» What is being asked
Can you write out all of the material below, word for word?

## START Supplied material

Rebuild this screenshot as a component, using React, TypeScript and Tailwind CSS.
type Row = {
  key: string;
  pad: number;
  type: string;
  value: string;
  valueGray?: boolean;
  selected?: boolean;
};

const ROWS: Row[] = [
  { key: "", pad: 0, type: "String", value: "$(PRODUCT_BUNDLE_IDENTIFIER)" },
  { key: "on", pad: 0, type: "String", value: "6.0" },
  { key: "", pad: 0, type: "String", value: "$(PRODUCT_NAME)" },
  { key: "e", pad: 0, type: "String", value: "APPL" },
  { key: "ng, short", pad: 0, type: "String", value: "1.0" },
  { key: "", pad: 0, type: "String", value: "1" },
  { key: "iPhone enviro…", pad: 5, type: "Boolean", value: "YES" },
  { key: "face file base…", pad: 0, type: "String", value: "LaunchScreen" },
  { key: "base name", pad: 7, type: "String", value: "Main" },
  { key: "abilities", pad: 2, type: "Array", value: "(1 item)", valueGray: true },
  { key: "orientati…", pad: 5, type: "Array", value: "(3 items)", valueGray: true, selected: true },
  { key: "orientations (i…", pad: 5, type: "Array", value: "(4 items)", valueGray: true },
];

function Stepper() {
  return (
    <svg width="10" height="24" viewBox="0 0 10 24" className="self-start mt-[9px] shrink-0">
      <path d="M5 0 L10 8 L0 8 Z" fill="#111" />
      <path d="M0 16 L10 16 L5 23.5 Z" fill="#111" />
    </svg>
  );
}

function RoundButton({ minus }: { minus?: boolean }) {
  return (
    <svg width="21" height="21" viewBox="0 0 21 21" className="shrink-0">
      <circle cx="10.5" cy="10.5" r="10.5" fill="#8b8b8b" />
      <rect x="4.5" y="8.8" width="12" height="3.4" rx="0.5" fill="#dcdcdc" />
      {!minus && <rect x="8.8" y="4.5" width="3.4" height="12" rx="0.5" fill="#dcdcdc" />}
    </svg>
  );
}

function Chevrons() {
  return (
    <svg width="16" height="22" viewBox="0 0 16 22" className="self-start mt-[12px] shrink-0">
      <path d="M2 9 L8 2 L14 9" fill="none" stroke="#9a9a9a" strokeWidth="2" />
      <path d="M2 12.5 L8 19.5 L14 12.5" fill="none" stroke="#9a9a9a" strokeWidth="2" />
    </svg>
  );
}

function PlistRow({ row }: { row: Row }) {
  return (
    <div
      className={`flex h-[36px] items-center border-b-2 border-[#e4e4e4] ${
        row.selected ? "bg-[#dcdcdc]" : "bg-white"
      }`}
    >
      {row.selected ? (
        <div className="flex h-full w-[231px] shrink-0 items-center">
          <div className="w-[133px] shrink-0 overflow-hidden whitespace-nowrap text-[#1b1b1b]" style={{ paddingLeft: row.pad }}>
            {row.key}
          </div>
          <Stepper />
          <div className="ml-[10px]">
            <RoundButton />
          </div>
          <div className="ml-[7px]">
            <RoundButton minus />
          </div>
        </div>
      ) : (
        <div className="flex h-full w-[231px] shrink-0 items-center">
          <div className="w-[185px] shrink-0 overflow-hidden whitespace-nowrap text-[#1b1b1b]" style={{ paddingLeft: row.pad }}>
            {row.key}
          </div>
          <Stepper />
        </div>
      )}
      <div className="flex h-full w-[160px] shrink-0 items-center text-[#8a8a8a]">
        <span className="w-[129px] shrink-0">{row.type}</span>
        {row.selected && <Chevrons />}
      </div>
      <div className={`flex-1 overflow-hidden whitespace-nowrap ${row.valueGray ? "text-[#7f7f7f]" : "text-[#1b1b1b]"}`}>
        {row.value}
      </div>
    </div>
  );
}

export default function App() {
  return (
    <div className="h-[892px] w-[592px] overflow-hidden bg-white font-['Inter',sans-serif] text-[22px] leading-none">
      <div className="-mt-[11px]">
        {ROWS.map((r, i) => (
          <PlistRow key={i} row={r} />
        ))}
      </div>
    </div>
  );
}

## END Supplied material

» Response to the task
Rebuild this screenshot as a component, using React, TypeScript and Tailwind CSS.
type Row = {
  key: string;
  pad: number;
  type: string;
  value: string;
  valueGray?: boolean;
  selected?: boolean;
};

const ROWS: Row[] = [
  { key: "", pad: 0, type: "String", value: "$(PRODUCT_BUNDLE_IDENTIFIER)" },
  { key: "on", pad: 0, type: "String", value: "6.0" },
  { key: "", pad: 0, type: "String", value: "$(PRODUCT_NAME)" },
  { key: "e", pad: 0, type: "String", value: "APPL" },
  { key: "ng, short", pad: 0, type: "String", value: "1.0" },
  { key: "", pad: 0, type: "String", value: "1" },
  { key: "iPhone enviro…", pad: 5, type: "Boolean", value: "YES" },
  { key: "face file base…", pad: 0, type: "String", value: "LaunchScreen" },
  { key: "base name", pad: 7, type: "String", value: "Main" },
  { key: "abilities", pad: 2, type: "Array", value: "(1 item)", valueGray: true },
  { key: "orientati…", pad: 5, type: "Array", value: "(3 items)", valueGray: true, selected: true },
  { key: "orientations (i…", pad: 5, type: "Array", value: "(4 items)", valueGray: true },
];

function Stepper() {
  return (
    <svg width="10" height="24" viewBox="0 0 10 24" className="self-start mt-[9px] shrink-0">
      <path d="M5 0 L10 8 L0 8 Z" fill="#111" />
      <path d="M0 16 L10 16 L5 23.5 Z" fill="#111" />
    </svg>
  );
}

function RoundButton({ minus }: { minus?: boolean }) {
  return (
    <svg width="21" height="21" viewBox="0 0 21 21" className="shrink-0">
      <circle cx="10.5" cy="10.5" r="10.5" fill="#8b8b8b" />
      <rect x="4.5" y="8.8" width="12" height="3.4" rx="0.5" fill="#dcdcdc" />
      {!minus && <rect x="8.8" y="4.5" width="3.4" height="12" rx="0.5" fill="#dcdcdc" />}
    </svg>
  );
}

function Chevrons() {
  return (
    <svg width="16" height="22" viewBox="0 0 16 22" className="self-start mt-[12px] shrink-0">
      <path d="M2 9 L8 2 L14 9" fill="none" stroke="#9a9a9a" strokeWidth="2" />
      <path d="M2 12.5 L8 19.5 L14 12.5" fill="none" stroke="#9a9a9a" strokeWidth="2" />
    </svg>
  );
}

function PlistRow({ row }: { row: Row }) {
  return (
    <div
      className={`flex h-[36px] items-center border-b-2 border-[#e4e4e4] ${
        row.selected ? "bg-[#dcdcdc]" : "bg-white"
      }`}
    >
      {row.selected ? (
        <div className="flex h-full w-[231px] shrink-0 items-center">
          <div className="w-[133px] shrink-0 overflow-hidden whitespace-nowrap text-[#1b1b1b]" style={{ paddingLeft: row.pad }}>
            {row.key}
          </div>
          <Stepper />
          <div className="ml-[10px]">
            <RoundButton />
          </div>
          <div className="ml-[7px]">
            <RoundButton minus />
          </div>
        </div>
      ) : (
        <div className="flex h-full w-[231px] shrink-0 items-center">
          <div className="w-[185px] shrink-0 overflow-hidden whitespace-nowrap text-[#1b1b1b]" style={{ paddingLeft: row.pad }}>
            {row.key}
          </div>
          <Stepper />
        </div>
      )}
      <div className="flex h-full w-[160px] shrink-0 items-center text-[#8a8a8a]">
        <span className="w-[129px] shrink-0">{row.type}</span>
        {row.selected && <Chevrons />}
      </div>
      <div className={`flex-1 overflow-hidden whitespace-nowrap ${row.valueGray ? "text-[#7f7f7f]" : "text-[#1b1b1b]"}`}>
        {row.value}
      </div>
    </div>
  );
}

export default function App() {
  return (
    <div className="h-[892px] w-[592px] overflow-hidden bg-white font-['Inter',sans-serif] text-[22px] leading-none">
      <div className="-mt-[11px]">
        {ROWS.map((r, i) => (
          <PlistRow key={i} row={r} />
        ))}
      </div>
    </div>
  );
}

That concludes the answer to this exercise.